Combining Static Classifiers and Class Syntax Models for Logical Entity Recognition in Scanned Historical Documents

Mao S, Mansukhani P, Thoma GR
Proc IEEE CVPR, Minneapolis, Minnesota, June 2007, pp. 1-8.

Class syntax can be used to 1) model temporal or locational evolvement of class labels of feature observation sequences, 2) correct classification errors of static classifiers if feature observations from different classes overlap in feature space, and 3) eliminate redundant features whose discriminative information is already represented in the class syntax. In this paper, we describe a novel method that combines static classifiers with class syntax models for supervised feature subset selection and classification in unified algorithms. Posterior class probabilities given feature observations are first estimated from the output of static classifiers, and then integrated into a parsing algorithm to find an optimal class label sequence for the given feature observation sequence. Finally, both static classifiers and class syntax models are used to search for an optimal subset of features. An optimal feature subset, associated static classifiers, and class syntax models are all learned from training data.
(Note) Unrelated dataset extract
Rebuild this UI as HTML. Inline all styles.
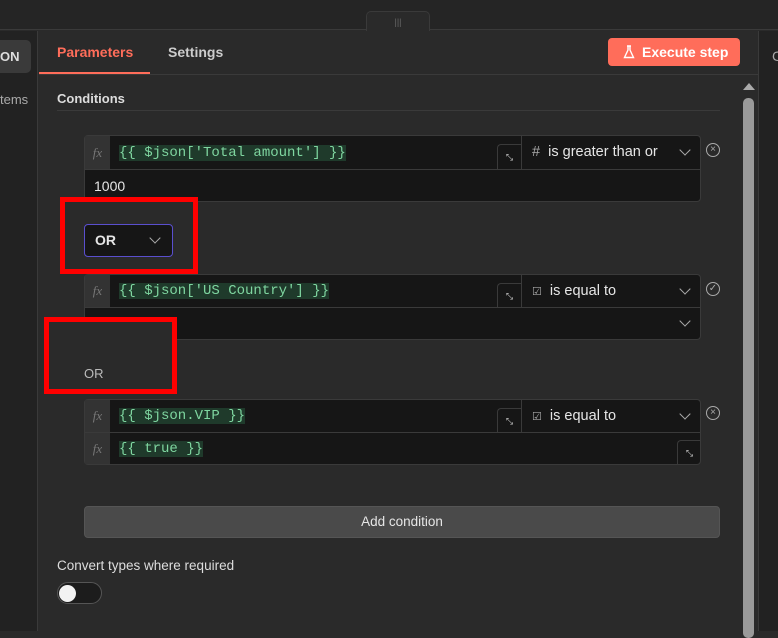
<!DOCTYPE html>
<html><head><meta charset="utf-8"><style>
*{box-sizing:border-box;margin:0;padding:0}
body{width:778px;height:631px;background:#2a2a2a;position:relative;overflow:hidden;font-family:"Liberation Sans",sans-serif;color:#ddd;font-size:14px}
.a{position:absolute}
.mono{font-family:"Liberation Mono",monospace;color:#7fd6a0;background:#1f3a2b;font-size:14px}
.box{position:absolute;left:84px;width:617px;background:#161616;border:1px solid #3a3a3a;border-radius:4px}
.fx{position:absolute;left:0;width:25px;background:#333;color:#777;font-family:"Liberation Serif",serif;font-style:italic;font-size:13px;text-align:center}
.op{position:absolute;left:436px;width:180px;border-left:1px solid #3a3a3a;color:#e6e6e6;font-size:14.5px}
.exp{position:absolute;width:24px;height:25px;border:1px solid #3a3a3a;border-bottom:none;border-right:none;border-radius:4px 0 0 0;font-size:9px;color:#ccc;text-align:center;line-height:25px}
.chev{position:absolute;width:8px;height:8px;border-right:1.5px solid #aaa;border-bottom:1.5px solid #aaa;transform:rotate(45deg)}
.red{position:absolute;border:5px solid #ff0000;background:#2a2a2a}
.circ{position:absolute;width:14px;height:14px;border:1.5px solid #aaa;border-radius:50%;font-size:10px;color:#aaa;text-align:center;line-height:11px}
</style></head><body>
<div class="a" style="left:0;top:0;width:778px;height:30px;background:#252525;border-bottom:1px solid #3a3a3a"></div>
<div class="a" style="left:366px;top:11px;width:64px;height:20px;background:#2a2a2a;border:1px solid #3a3a3a;border-bottom:none;border-radius:5px 5px 0 0;color:#666;font-size:9px;text-align:center;line-height:20px">|||</div>
<div class="a" style="left:0;top:31px;width:38px;height:600px;background:#222;border-right:1px solid #3a3a3a"></div>
<div class="a" style="left:0;top:40px;width:31px;height:33px;background:#3a3a3a;border-radius:0 5px 5px 0;color:#ddd;font-weight:bold;font-size:13px;line-height:33px">ON</div>
<div class="a" style="left:0;top:92px;color:#aaa;font-size:13px">tems</div>
<div class="a" style="left:758px;top:31px;width:20px;height:600px;background:#222;border-left:1px solid #3a3a3a"></div>
<div class="a" style="left:772px;top:48px;color:#aaa;font-size:14px">C</div>
<div class="a" style="left:39px;top:74px;width:719px;height:1px;background:#3a3a3a"></div>
<div class="a" style="left:57px;top:44px;color:#ff6d5a;font-weight:bold;font-size:14px">Parameters</div>
<div class="a" style="left:39px;top:72px;width:111px;height:2px;background:#ff6d5a"></div>
<div class="a" style="left:168px;top:44px;color:#ccc;font-weight:bold;font-size:14px">Settings</div>
<div class="a" style="left:608px;top:38px;width:132px;height:28px;background:#ff6d5a;border-radius:4px;color:#fff;font-weight:bold;font-size:14px;line-height:28px;padding-left:34px">Execute step</div>
<svg class="a" style="left:623px;top:45px" width="12" height="14" viewBox="0 0 12 14"><path d="M4 1h4M5 1v4L1.5 12.5h9L7 5V1" fill="none" stroke="#fff" stroke-width="1.4"/></svg>
<div class="a" style="left:57px;top:91px;color:#ddd;font-weight:bold;font-size:13px">Conditions</div>
<div class="a" style="left:57px;top:110px;width:663px;height:1px;background:#3a3a3a"></div>
<div class="a" style="left:743px;top:83px;width:0;height:0;border-left:6px solid transparent;border-right:6px solid transparent;border-bottom:7px solid #aaa"></div>
<div class="a" style="left:743px;top:98px;width:11px;height:540px;background:#9a9a9a;border-radius:5px"></div>

<div class="box" style="top:135px;height:67px">
 <div class="fx" style="top:0;height:33px;line-height:33px">fx</div>
 <div class="a" style="left:34px;top:7px"><span class="mono">{{ $json['Total amount'] }}</span></div>
 <div class="exp" style="left:412px;top:8px">⤡</div>
 <div class="op" style="top:0;height:33px;line-height:33px;padding-left:10px"><span style="color:#aaa">#</span>&nbsp; is greater than or</div>
 <div class="chev" style="left:596px;top:10px"></div>
 <div class="a" style="left:0;top:33px;width:615px;height:1px;background:#3a3a3a"></div>
 <div class="a" style="left:9px;top:42px;color:#e6e6e6">1000</div>
</div>
<div class="circ" style="left:706px;top:143px">×</div>

<div class="red" style="left:60px;top:197px;width:138px;height:77px"></div>
<div class="a" style="left:84px;top:224px;width:89px;height:33px;background:#161616;border:1px solid #5a4fcf;border-radius:4px;color:#e6e6e6;font-weight:bold;font-size:14px;line-height:31px;padding-left:10px">OR</div>
<div class="chev" style="left:151px;top:234px"></div>

<div class="box" style="top:274px;height:66px">
 <div class="fx" style="top:0;height:32px;line-height:32px">fx</div>
 <div class="a" style="left:34px;top:6px"><span class="mono">{{ $json['US Country'] }}</span></div>
 <div class="exp" style="left:412px;top:8px">⤡</div>
 <div class="op" style="top:0;height:32px;line-height:32px;padding-left:10px"><span style="color:#aaa;font-size:11px">☑</span>&nbsp; is equal to</div>
 <div class="chev" style="left:596px;top:10px"></div>
 <div class="a" style="left:0;top:32px;width:615px;height:1px;background:#3a3a3a"></div>
 <div class="a" style="left:9px;top:42px;color:#e6e6e6">true</div>
 <div class="chev" style="left:596px;top:42px"></div>
</div>
<div class="circ" style="left:706px;top:282px">✓</div>
<div class="red" style="left:44px;top:317px;width:133px;height:77px"></div>
<div class="a" style="left:84px;top:366px;color:#bbb;font-size:13px">OR</div>

<div class="box" style="top:399px;height:66px">
 <div class="fx" style="top:0;height:32px;line-height:32px">fx</div>
 <div class="a" style="left:34px;top:6px"><span class="mono">{{ $json.VIP }}</span></div>
 <div class="exp" style="left:412px;top:8px">⤡</div>
 <div class="op" style="top:0;height:32px;line-height:32px;padding-left:10px"><span style="color:#aaa;font-size:11px">☑</span>&nbsp; is equal to</div>
 <div class="chev" style="left:596px;top:10px"></div>
 <div class="a" style="left:0;top:32px;width:615px;height:1px;background:#3a3a3a"></div>
 <div class="fx" style="top:33px;height:31px;line-height:31px">fx</div>
 <div class="a" style="left:34px;top:39px"><span class="mono">{{ true }}</span></div>
 <div class="exp" style="left:592px;top:40px">⤡</div>
</div>
<div class="circ" style="left:706px;top:406px">×</div>

<div class="a" style="left:84px;top:506px;width:636px;height:32px;background:#4a4a4a;border:1px solid #555;border-radius:4px;color:#e6e6e6;font-size:13.5px;text-align:center;line-height:30px">Add condition</div>
<div class="a" style="left:57px;top:558px;color:#ddd;font-size:13.5px">Convert types where required</div>
<div class="a" style="left:57px;top:582px;width:45px;height:22px;background:#1c1c1c;border:1px solid #555;border-radius:11px"></div>
<div class="a" style="left:59px;top:585px;width:17px;height:17px;background:#f2f2f2;border-radius:50%"></div>
</body></html>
We apply this method to logical entity recognition in scanned historical U.S. Food and Drug Administration (FDA) documents containing court case Notices of Judgments (NJs) of different layout styles, and show that the use of class syntax models not only corrects most classification errors of static classifiers, but also significantly reduces the dimensionality of feature observations with negligible impact on classification performance.